Technological disruption comes at a price.
I’m not talking about the price of lost jobs, disappearing economies, or even the competitors that go under. I’m talking about the cost to the innovator themselves as they create new models and paradigms that historic regulatory structures are unprepared for.
One of the most talked about contemporary change these days is Uber (although its status as disruptive is disputed). The obvious regulatory burdens faced by the company include the anticipated clash with taxis, notable for the protests in Toronto and Montreal.
The more significant legal challenges faced by Uber is the classification of its workers.
Last summer, the California Labor Commission ruled in Uber v Berwick that Uber workers in that state were employees, not contractors, based on the broad basis of control exerted by the company. But this decision is considered largely administrative, and non-binding, so it has had limited effect on subsequent claims.
In another tribunal proceeding later last year, The Department of Labor and Workforce Development’s Workers’ Compensation Division brought a complaint against Uber to Alaska’s Workers’ Compensation Board over the same issue. The matter settled for $77,925, with an order not to operate in the state until workers were classified as employees.
In April of this year, Uber settled two class actions in California and Massachusetts, paying about $100 million to about 385,000 drivers. The catch though was that the plaintiffs agreed that Uber drivers were still contractors, and not employees.
The Central London Employment Tribunal ruled this week in Aslam v Uber that two Uber workers were employees, and not contractors, and were therefore entitled to vacation and benefits.
The decision describes Uber as a “modern business phenomenon” with 30,000 drivers in London alone, and details the business structure and the contractual practices involved with the workers and users, expressing concern around the language used and the way forms are imposed.
At para 87 they specifically point to the fact that the passenger’s ‘invoice,’ for example, is not an invoice and is not sent to the passenger, but the driver. It does not serve the ordinary purpose of a legal invoice, which is to provide a formal request for payment to a customer. They cite Hamlet, Act 3, Sc. 2, when describing the contractual fictions in place, “The lady doth protest too much, methinks.”

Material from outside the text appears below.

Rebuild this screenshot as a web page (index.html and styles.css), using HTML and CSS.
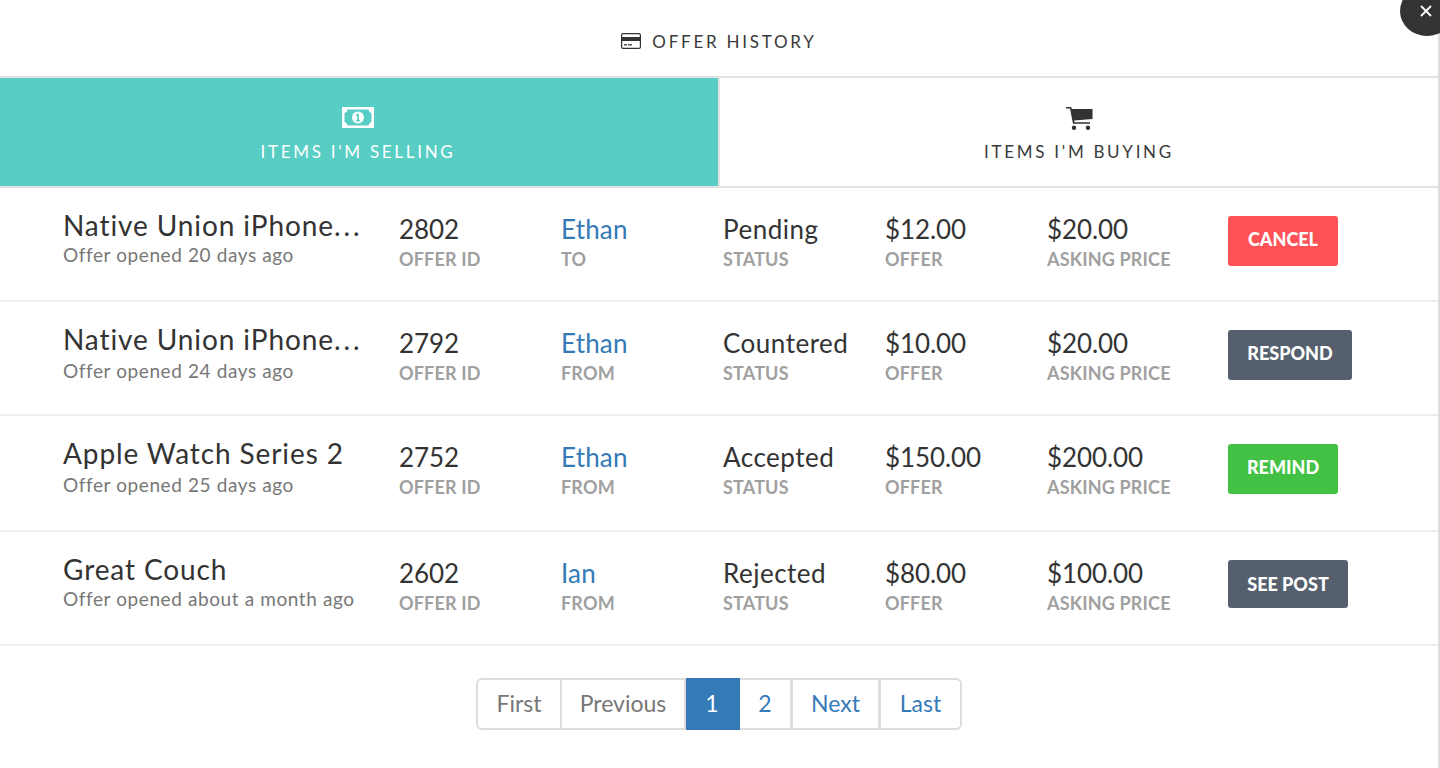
FILE: index.html
```html
<!DOCTYPE html>
<html lang="en">
<head>
<meta charset="utf-8">
<title>Offer History</title>
<link rel="stylesheet" href="styles.css">
</head>
<body>
<div class="modal">
  <header class="modal-head">
    <svg class="card-icon" viewBox="0 0 20 16" width="20" height="16"><rect x="0.6" y="0.6" width="18.800" height="14.800" rx="1.500" fill="none" stroke="#333" stroke-width="1.200"/><rect x="1" y="4" width="18" height="4" fill="#333"/><rect x="3" y="11" width="3" height="1.500" fill="#555"/><rect x="7" y="11" width="4" height="1.500" fill="#555"/></svg>
    <span>OFFER HISTORY</span>
  </header>
  <nav class="tabs">
    <div class="tab active">
      <svg viewBox="0 0 32 21" width="32" height="25"><path fill="#fff" fill-rule="evenodd" d="M0 0h32v21H0zM2.500 6v9a4 4 0 0 1 3 3.500h21a4 4 0 0 1 3-3.500V6a4 4 0 0 1-3-3.500h-21a4 4 0 0 1-3 3.500z"/><circle cx="16" cy="10.500" r="6" fill="#fff"/><path fill="#57cdc4" d="M15.300 6.800h1.600v6.500h1.200v1.100h-4.200v-1.100h1.300V8.300l-1.200.6-.4-1z"/></svg>
      <span>ITEMS I'M SELLING</span>
    </div>
    <div class="tab">
      <svg viewBox="0 -2 27 25" width="27" height="25"><path fill="#333" d="M0 0h5.200l.6 2H26.500v10L8.300 13.500l.3 1.700H24v1.600H7L4 1.500H0z"/><circle cx="8" cy="20.800" r="2.200" fill="#333"/><circle cx="22" cy="20.800" r="2.200" fill="#333"/></svg>
      <span>ITEMS I'M BUYING</span>
    </div>
  </nav>

  <section class="row row-a">
    <div class="item"><div class="title">Native Union iPhone<span class="dots">...</span></div><div class="sub">Offer opened 20 days ago</div></div>
    <div class="cell"><div class="val">2802</div><div class="lbl">OFFER ID</div></div>
    <div class="cell"><div class="val link">Ethan</div><div class="lbl">TO</div></div>
    <div class="cell"><div class="val word">Pending</div><div class="lbl">STATUS</div></div>
    <div class="cell"><div class="val">$12.00</div><div class="lbl">OFFER</div></div>
    <div class="cell"><div class="val">$20.00</div><div class="lbl">ASKING PRICE</div></div>
    <div class="action"><a class="btn red w110">CANCEL</a></div>
  </section>
  <section class="row row-b">
    <div class="item"><div class="title">Native Union iPhone<span class="dots">...</span></div><div class="sub">Offer opened 24 days ago</div></div>
    <div class="cell"><div class="val">2792</div><div class="lbl">OFFER ID</div></div>
    <div class="cell"><div class="val link">Ethan</div><div class="lbl">FROM</div></div>
    <div class="cell"><div class="val word">Countered</div><div class="lbl">STATUS</div></div>
    <div class="cell"><div class="val">$10.00</div><div class="lbl">OFFER</div></div>
    <div class="cell"><div class="val">$20.00</div><div class="lbl">ASKING PRICE</div></div>
    <div class="action"><a class="btn slate w124">RESPOND</a></div>
  </section>
  <section class="row row-c">
    <div class="item"><div class="title">Apple Watch Series 2</div><div class="sub">Offer opened 25 days ago</div></div>
    <div class="cell"><div class="val">2752</div><div class="lbl">OFFER ID</div></div>
    <div class="cell"><div class="val link">Ethan</div><div class="lbl">FROM</div></div>
    <div class="cell"><div class="val word">Accepted</div><div class="lbl">STATUS</div></div>
    <div class="cell"><div class="val">$150.00</div><div class="lbl">OFFER</div></div>
    <div class="cell"><div class="val">$200.00</div><div class="lbl">ASKING PRICE</div></div>
    <div class="action"><a class="btn green w110">REMIND</a></div>
  </section>
  <section class="row row-d">
    <div class="item"><div class="title">Great Couch</div><div class="sub">Offer opened about a month ago</div></div>
    <div class="cell"><div class="val">2602</div><div class="lbl">OFFER ID</div></div>
    <div class="cell"><div class="val link">Ian</div><div class="lbl">FROM</div></div>
    <div class="cell"><div class="val word">Rejected</div><div class="lbl">STATUS</div></div>
    <div class="cell"><div class="val">$80.00</div><div class="lbl">OFFER</div></div>
    <div class="cell"><div class="val">$100.00</div><div class="lbl">ASKING PRICE</div></div>
    <div class="action"><a class="btn slate w120 short">SEE POST</a></div>
  </section>

  <div class="pager-wrap">
    <ul class="pager">
      <li class="muted p-first">First</li>
      <li class="muted p-prev">Previous</li>
      <li class="current p-1">1</li>
      <li class="p-2">2</li>
      <li class="p-next">Next</li>
      <li class="p-last">Last</li>
    </ul>
  </div>
</div>
<button class="close" aria-label="Close"><svg viewBox="0 0 12 12" width="12" height="12"><path d="M1 1l10 10M11 1L1 11" stroke="#fff" stroke-width="1.800" fill="none"/></svg></button>
</body>
</html>
```
FILE: styles.css
```css
* { box-sizing: border-box; }
html, body { margin: 0; padding: 0; height: 768px; overflow: hidden; background: #fff; }
body { font-family: Lato, "Open Sans", sans-serif; color: #333; position: relative; }

.modal { width: 1440px; height: 768px; border-right: 2px solid #ddd; background: #fff; }

.modal-head { height: 78px; border-bottom: 2px solid #e3e3e3; display: flex; align-items: center; justify-content: center; gap: 11px; padding-top: 6px; font-size: 17px; letter-spacing: 2.75px; color: #3a3a3a; }
.card-icon { display: block; }

.tabs { display: flex; height: 110px; border-bottom: 2px solid #e3e3e3; }
.tab { flex: 0 0 718px; display: flex; flex-direction: column; align-items: center; padding-top: 27px; font-size: 17px; letter-spacing: 2.7px; color: #3a3a3a; }
.tab + .tab { flex: 1 1 auto; border-left: 2px solid #e3e3e3; }
.tab svg { display: block; height: 25px; margin-bottom: 11px; }
.tab.active { background: #57cdc4; color: #fff; padding-right: 2px; }

.row { display: grid; grid-template-columns: 336px 162px 162px 162px 162px 181px auto; padding: 22px 0 0 63px; border-bottom: 2px solid #eee; }
.row-a, .row-b, .row-d { height: 114px; }
.row-c { height: 116px; }

.title { font-size: 28px; line-height: 34px; margin-top: -2px; color: #333; white-space: nowrap; letter-spacing: 0.9px; }
.dots { letter-spacing: 3px; }
.sub { font-size: 19px; line-height: 24px; margin-top: 1px; color: #777; letter-spacing: 0.6px; }
.row-b .sub, .row-c .sub { margin-top: 3px; }
.val { font-size: 26px; line-height: 32px; margin-top: 3px; color: #333; white-space: nowrap; letter-spacing: -0.1px; }
.val.word { letter-spacing: 0.5px; }
.val.link { color: #337ab7; letter-spacing: 0.2px; }
.lbl { font-size: 18px; line-height: 24px; margin-top: 2px; font-weight: 700; color: #a0a0a0; white-space: nowrap; letter-spacing: 0.17px; }

.action { margin-top: 6px; }
.btn { display: flex; align-items: center; justify-content: center; height: 50px; border-radius: 3px; color: #fff; font-weight: 900; font-size: 18px; padding-bottom: 5px; }
.w110 { width: 110px; }
.w124 { width: 124px; }
.w120 { width: 120px; }
.short { height: 48px; padding-bottom: 1px; }
.red { background: #ff5257; }
.slate { background: #555f6e; }
.green { background: #43c145; }

.pager-wrap { display: flex; justify-content: center; padding-top: 32px; }
.pager { list-style: none; margin: 0; padding: 0; display: flex; height: 52px; }
.pager li { display: flex; align-items: center; justify-content: center; font-size: 23px; padding-bottom: 2px; color: #337ab7; border: 2px solid #ddd; border-left-width: 0; background: #fff; }
.pager .muted { color: #777; }
.pager .current { background: #337ab7; border-color: #337ab7; color: #fff; }
.p-first { width: 86px; border-left-width: 2px !important; border-radius: 6px 0 0 6px; }
.p-prev { width: 124px; }
.p-1 { width: 54px; }
.p-2 { width: 53px; border-right-width: 3px !important; }
.p-next { width: 88px; border-right-width: 3px !important; }
.p-last { width: 81px; border-radius: 0 6px 6px 0; }

.close { position: absolute; top: -14px; right: -14px; width: 54px; height: 50px; border: 0; padding: 0 2px 0 0; border-radius: 50%; background: #333; display: flex; align-items: center; justify-content: center; }
.close svg { display: block; }
```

The bizarre legal relationship in place is one where there is no contract between the driver and Uber for the provision of transportation. Instead, the contract agreements compel a driver to agree to enter into a binding transportation contract with a rider whose identity they will never know, to a destination that will not be revealed until the journey begins. The party and the terms of the contract are all a mystery to the driver, but Uber still requires them to enter into this enforceable agreement while claiming they are contracting independently. A long list of administrative factors are pointed to at para 92 to illustrate the extensive control that Uber provides over its drivers.
The tribunal also expressed skepticism when reviewing documents and statements made outside of the general business context, which appeared to strengthen the argument that they were an employer. In a fascinating example of how courts borrow from other jurisdictions when dealing with novel ideas, they cite the California tribunal case to strengthen their argument that Uber does not sell software and is not a technology company.
The tribunal relied on the relevant statutes for their finding that when the App is switched on, a driver within the territory authorized to work, and willing to accept assignments, is under a worker contract. But it’s quite clear that the statutory regime, both in the U.K. and elsewhere, is unsatisfactory to deal with these new commercial realities. In fact the Aslam decision makes an extensive analysis and application of the Rome Convention on the conflict of laws issue emerging from terms which appear to indicate a choice of laws clause in Netherlands, not England and Wales.
Alan Krueger, a former economist with the Obama administration, recently released a paper, where he argues for the creation of a new legal category in employment law called independent workers, who are less independent than contractors, but more independent than traditional employees,
Independent workers typically work with intermediaries who match workers to customers. The independent worker and the intermediary have some elements of the arms-length independent business relationships that characterize “independent contractor” status, and some elements of a traditional employee-employer relationship. On the one hand, independent workers have the ability to choose when to work, and whether to work at all. They may work with multiple intermediaries simultaneously, or conduct personal tasks while they are working with an intermediary. It is thus impossible in many circumstances to attribute
independent workers’ work hours to any employer. In this critical respect, independent workers are similar to independent businesses. On the other hand, the intermediary retains some control over the way independent workers perform their work, such as by setting their fees or fee caps, and they may “fire” workers by prohibiting them from using their service. In these respects, independent workers are similar to traditional employees.
Krueger states,“The current set of labor laws and employment laws are obsolete for this emerging sector.” Although the litigation over the contractual status of Uber drivers hasn’t really reared its head in Canada, the statutory quagmire remains the same here.
What does emerge from the Aslam decision is that Uber will not have an easy ride if it claims independent contractor status in Canada either, at least under our current employment laws.